*The task:*
Pull each line holding the word "components" from the data.

*Data provided:*
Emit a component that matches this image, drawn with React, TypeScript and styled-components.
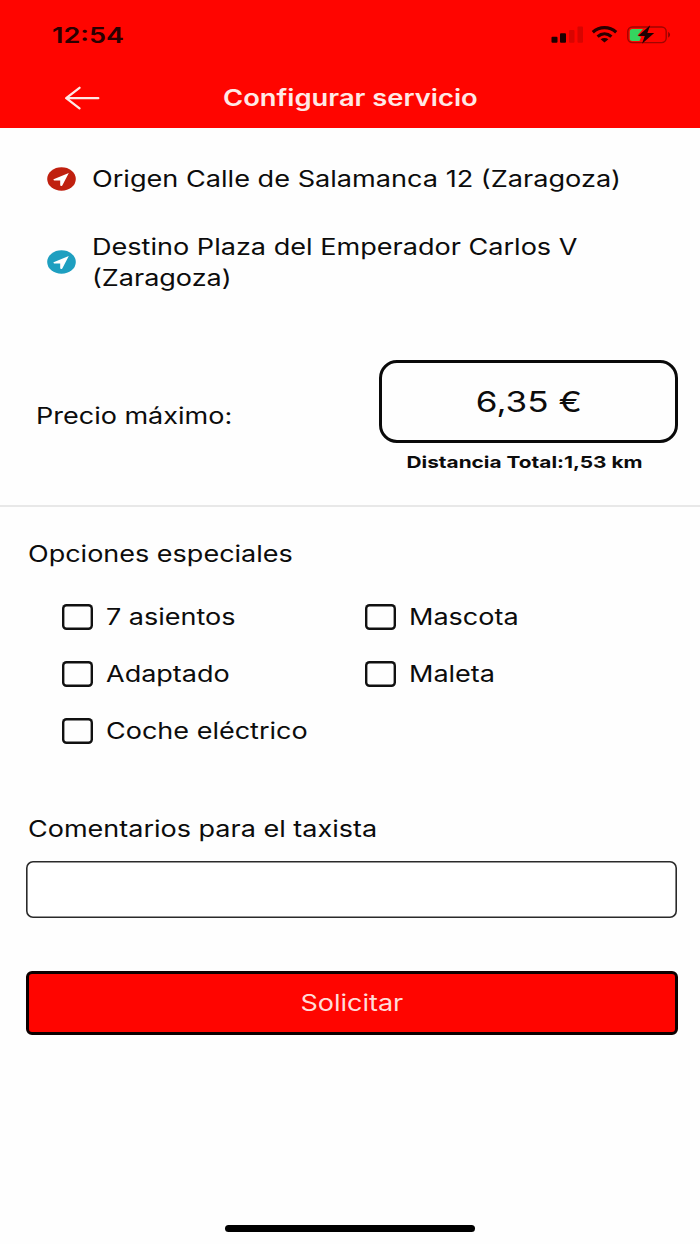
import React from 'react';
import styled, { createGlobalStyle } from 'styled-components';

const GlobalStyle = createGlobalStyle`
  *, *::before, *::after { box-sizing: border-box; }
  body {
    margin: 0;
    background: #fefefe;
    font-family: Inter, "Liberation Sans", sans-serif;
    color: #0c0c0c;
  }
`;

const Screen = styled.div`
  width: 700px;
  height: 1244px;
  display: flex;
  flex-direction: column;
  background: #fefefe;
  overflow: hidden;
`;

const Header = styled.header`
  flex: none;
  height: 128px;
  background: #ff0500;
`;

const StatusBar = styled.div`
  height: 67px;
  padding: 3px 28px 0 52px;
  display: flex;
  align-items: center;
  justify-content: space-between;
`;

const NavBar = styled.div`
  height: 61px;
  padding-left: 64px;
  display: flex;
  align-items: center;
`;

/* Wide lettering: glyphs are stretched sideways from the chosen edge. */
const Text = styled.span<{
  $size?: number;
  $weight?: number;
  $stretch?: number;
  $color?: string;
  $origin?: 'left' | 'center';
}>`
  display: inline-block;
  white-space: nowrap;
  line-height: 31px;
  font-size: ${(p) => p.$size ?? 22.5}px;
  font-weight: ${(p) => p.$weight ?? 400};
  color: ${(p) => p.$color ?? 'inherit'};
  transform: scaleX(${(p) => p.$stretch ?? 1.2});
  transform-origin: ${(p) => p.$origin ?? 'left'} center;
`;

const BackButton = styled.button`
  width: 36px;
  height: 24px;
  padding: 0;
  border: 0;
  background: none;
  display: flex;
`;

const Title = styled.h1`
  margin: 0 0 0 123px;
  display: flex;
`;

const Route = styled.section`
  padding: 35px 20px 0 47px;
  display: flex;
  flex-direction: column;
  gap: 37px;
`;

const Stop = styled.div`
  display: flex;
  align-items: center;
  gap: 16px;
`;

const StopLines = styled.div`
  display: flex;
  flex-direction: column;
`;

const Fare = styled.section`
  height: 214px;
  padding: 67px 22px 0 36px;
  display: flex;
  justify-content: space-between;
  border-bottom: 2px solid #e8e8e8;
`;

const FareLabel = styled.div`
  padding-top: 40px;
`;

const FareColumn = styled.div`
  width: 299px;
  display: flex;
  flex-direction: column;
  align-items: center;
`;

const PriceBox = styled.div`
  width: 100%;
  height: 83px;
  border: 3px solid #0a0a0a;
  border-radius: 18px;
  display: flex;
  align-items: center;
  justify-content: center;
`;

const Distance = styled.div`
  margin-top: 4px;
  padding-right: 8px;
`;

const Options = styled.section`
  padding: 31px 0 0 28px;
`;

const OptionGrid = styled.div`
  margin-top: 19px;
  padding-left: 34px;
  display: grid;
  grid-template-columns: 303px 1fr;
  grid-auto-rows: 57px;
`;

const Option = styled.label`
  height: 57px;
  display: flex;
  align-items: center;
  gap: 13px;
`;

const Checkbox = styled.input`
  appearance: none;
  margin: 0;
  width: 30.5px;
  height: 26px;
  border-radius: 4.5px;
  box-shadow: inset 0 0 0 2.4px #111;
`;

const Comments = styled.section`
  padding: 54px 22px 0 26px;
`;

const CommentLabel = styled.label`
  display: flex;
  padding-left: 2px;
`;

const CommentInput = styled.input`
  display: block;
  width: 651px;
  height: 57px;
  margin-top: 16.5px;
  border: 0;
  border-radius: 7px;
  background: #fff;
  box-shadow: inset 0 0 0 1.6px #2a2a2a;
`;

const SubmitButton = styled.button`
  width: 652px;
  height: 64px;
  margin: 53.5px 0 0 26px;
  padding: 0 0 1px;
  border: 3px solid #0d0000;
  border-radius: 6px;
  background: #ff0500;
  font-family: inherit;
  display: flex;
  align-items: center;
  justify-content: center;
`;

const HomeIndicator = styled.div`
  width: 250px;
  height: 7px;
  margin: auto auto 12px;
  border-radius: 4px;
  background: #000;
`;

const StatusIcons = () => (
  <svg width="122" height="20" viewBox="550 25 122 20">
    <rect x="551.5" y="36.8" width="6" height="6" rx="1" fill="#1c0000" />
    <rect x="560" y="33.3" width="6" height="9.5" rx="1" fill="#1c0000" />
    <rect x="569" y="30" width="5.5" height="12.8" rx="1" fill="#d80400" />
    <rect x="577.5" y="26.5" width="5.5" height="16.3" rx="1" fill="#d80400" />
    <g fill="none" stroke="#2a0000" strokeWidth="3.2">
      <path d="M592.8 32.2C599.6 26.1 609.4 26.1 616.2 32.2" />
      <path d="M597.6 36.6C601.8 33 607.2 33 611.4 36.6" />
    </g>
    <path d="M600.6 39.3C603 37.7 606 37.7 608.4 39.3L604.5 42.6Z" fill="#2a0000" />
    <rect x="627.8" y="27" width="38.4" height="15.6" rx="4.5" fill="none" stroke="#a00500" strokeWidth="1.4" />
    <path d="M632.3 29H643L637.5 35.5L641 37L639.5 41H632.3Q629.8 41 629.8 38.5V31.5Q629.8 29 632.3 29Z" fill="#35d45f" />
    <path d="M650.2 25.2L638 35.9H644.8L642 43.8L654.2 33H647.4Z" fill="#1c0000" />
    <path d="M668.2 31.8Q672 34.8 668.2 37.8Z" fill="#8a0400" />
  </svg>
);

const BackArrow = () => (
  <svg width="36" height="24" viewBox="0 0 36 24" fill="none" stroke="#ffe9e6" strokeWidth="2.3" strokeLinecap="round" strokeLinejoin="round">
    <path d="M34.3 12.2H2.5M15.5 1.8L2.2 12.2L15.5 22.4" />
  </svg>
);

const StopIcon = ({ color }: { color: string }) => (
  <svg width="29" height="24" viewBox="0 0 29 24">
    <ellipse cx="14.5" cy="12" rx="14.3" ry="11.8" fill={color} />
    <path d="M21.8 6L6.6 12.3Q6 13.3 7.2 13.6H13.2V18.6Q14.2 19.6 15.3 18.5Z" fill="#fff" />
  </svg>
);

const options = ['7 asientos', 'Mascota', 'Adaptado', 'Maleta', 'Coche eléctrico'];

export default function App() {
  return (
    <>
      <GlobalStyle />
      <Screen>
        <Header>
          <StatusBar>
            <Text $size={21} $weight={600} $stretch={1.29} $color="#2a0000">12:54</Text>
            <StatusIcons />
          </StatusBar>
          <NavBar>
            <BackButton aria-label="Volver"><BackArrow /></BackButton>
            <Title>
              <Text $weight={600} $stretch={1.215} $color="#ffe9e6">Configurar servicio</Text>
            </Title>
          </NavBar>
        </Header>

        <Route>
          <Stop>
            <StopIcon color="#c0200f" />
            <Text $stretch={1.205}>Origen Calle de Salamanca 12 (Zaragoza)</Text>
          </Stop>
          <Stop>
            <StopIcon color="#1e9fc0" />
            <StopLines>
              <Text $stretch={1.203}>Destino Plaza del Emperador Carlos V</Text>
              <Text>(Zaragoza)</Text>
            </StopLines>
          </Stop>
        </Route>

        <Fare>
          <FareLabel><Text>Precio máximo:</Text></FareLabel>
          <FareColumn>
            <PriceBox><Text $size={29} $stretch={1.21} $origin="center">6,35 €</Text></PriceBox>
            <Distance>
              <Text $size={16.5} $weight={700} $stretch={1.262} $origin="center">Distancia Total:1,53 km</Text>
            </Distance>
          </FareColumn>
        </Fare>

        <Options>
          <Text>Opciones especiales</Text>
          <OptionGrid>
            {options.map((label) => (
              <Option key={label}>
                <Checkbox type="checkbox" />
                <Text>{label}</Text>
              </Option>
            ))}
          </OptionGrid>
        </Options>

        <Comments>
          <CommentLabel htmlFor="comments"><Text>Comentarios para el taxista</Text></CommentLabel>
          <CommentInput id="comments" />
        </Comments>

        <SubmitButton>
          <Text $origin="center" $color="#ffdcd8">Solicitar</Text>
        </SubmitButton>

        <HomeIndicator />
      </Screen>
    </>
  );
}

*Output for this task:*
Emit a component that matches this image, drawn with React, TypeScript and styled-components.
import styled, { createGlobalStyle } from 'styled-components';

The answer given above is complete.